Estimating retirement expenses can feel like an overwhelming task. However, if you want a secure retirement, you need to predict how much you are going to spend. Some might say that trying to predict your costs for every month for the next 15-30 years is preposterously impossible. However, it is probably no surprise to tell you that the closer you can get to predicting the future, the better off you will be.
Budgeting is useful when you are working, but it is completely necessary for retirement and retirement planning. When you have a job, you can kind of get by month to month making ends meet. However, accurately projecting your retirement expenses will determine how much you need for retirement and, if you overspend, you face a real risk of running out of money.
Getting your retirement budget right is hard. Even budgeting for next month is difficult. Predicting what you will spend for your entire future retirement can feel overwhelming.
So, how do you tackle the seemingly impossible job of estimating your retirement expenses? Here are 9 tips to make this monumental task more manageable:
1. Break it down into smaller pieces: When you think of a budget, you probably think about a monthly budget. However, documenting monthly expenses for 360 months (the number of months in a 30-year retirement) seems daunting. The trick to any hard task is to break it down into smaller pieces. For your retirement budget, try thinking in 1-, 3-, or 5-year increments. What will you be doing for the first 5 years of retirement and what will that cost? What will be different in the next 5? And so on…
2. Budget for different phases of retirement: Another idea is to just budget for different phases of retirement. For many people, the first stage of retirement is not retirement at all — it is the transition to retirement. In this phase, you may work part-time or have a retirement job and your spending will likely stay as it has been. The second phase of retirement is when your focus is primarily on leisure. During this stage, your spending might increase as you suddenly have a lot of extra time and your time is spent spending money instead of earning it. As you get older, your health might decline and you may find that you want to slow down. Spending may really decrease during this phase. For many people, the last two years of life are the most expensive. Long-term care and medical costs spike for most people at the very end. The fact is that dying is very expensive. Some researchers suggest that if you need long-term care at the end of your life, your healthcare costs might be in the hundreds of thousands of dollars. Again, use the NewRetirement Planner to budget for these different phases of retirement. (The system actually estimates end of life expenses, so you just need to set levels for earlier phases.)
3. Focus on housing, transportation, and medical expenses: Housing, transportation, and medical are the big 3 retirement budget items. If you are anywhere near average, most of your money is spent on these categories. Most retirement spending will fall into categories and be spent evenly each month — rising or falling over the years. Other retirement spending will be on big one-time costs. It is important to predict these expenditures. Will you be spending on:
– Home repairs or renovations
– Buying a new car
– Travel and vacations
– Healthcare expenses
– Hobbies and leisure activities
4. Consider debt and its impact: It is a big deal to pay off a debt, and it can have a tremendous impact on your retirement security. Make sure to account for any outstanding debts and plan to pay them off before retirement if possible.

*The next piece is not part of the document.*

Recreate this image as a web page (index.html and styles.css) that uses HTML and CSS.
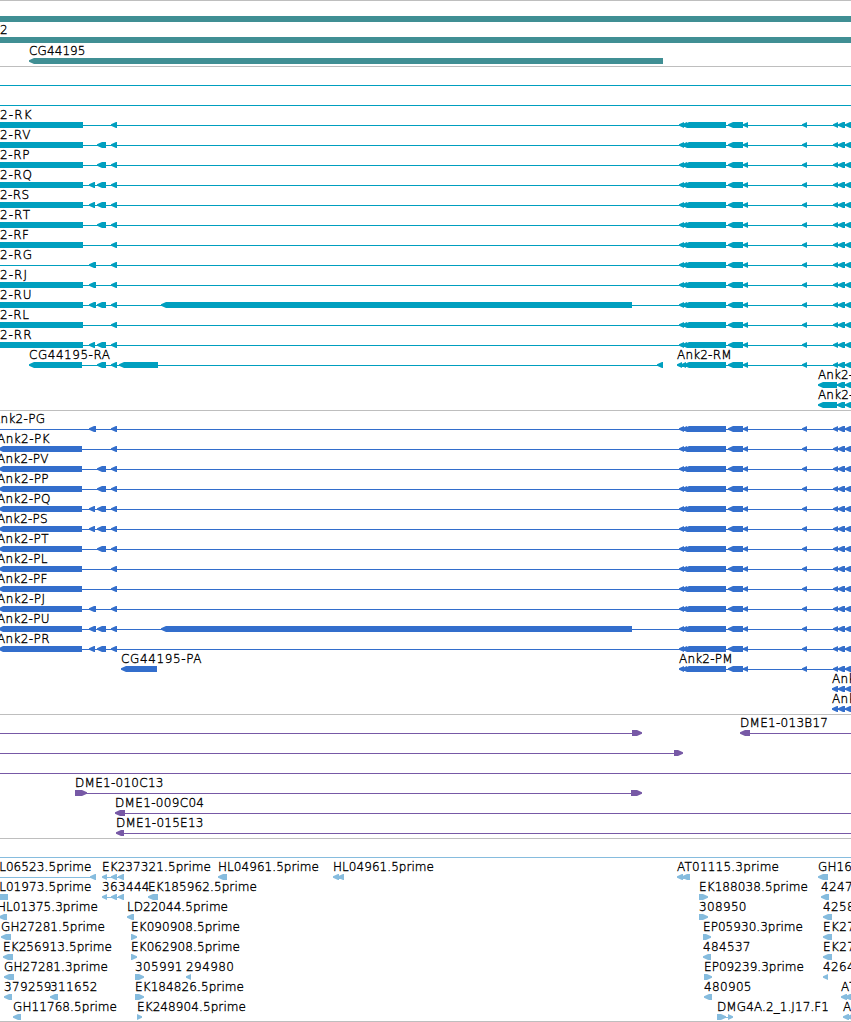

5. Expect the unexpected: As much as you want to get your retirement expenses right, there are bound to be unforeseen costs. After all, as someone once said, the only thing you can predict is that something unpredictable will happen. Set aside some funds for emergencies or unexpected expenses that may arise during your retirement years.
6. Customize your budget categories: Some experts recommend that you create budgets with nearly 100 different categories. Others say that you can estimate expenses with just 5 buckets. Play around with different options and customize a list that works for you. Consider the following categories — you will notice that some things could be categorized in different ways:
– Housing (mortgage/rent, property taxes, insurance, maintenance)
– Transportation (car payments, gas, insurance, maintenance)
– Healthcare (insurance premiums, medications, doctor visits)
– Food and groceries
– Utilities (electricity, water, internet, phone)
– Entertainment and leisure activities
– Travel
– Hobbies
– Charitable donations
– Personal care (haircuts, grooming)
– Taxes
7. Use technology to your advantage: There are various retirement planning tools and calculators available online that can help you estimate your retirement expenses. Take advantage of these resources to get a better understanding of what you might need.
8. Review and adjust regularly: Your retirement expenses will change over time. Review your budget regularly and make adjustments as necessary. As you get closer to retirement, you will have a clearer picture of your actual expenses, and you can make more accurate estimations.
9. Seek professional guidance: If you are unsure about estimating your retirement expenses on your own, consider seeking the help of a financial advisor. They can provide valuable insights and guidance based on your specific circumstances and goals.
In conclusion, estimating retirement expenses may seem like a daunting task, but with careful planning and consideration, you can create a realistic budget that will help ensure a secure retirement. By breaking down your expenses into manageable increments, considering different phases of retirement, focusing on key categories, and accounting for unexpected costs, you can gain a better understanding of your financial needs during your retirement years. Remember to review and adjust your budget regularly and seek professional guidance if needed. With the right approach, you can confidently plan for a financially stable retirement.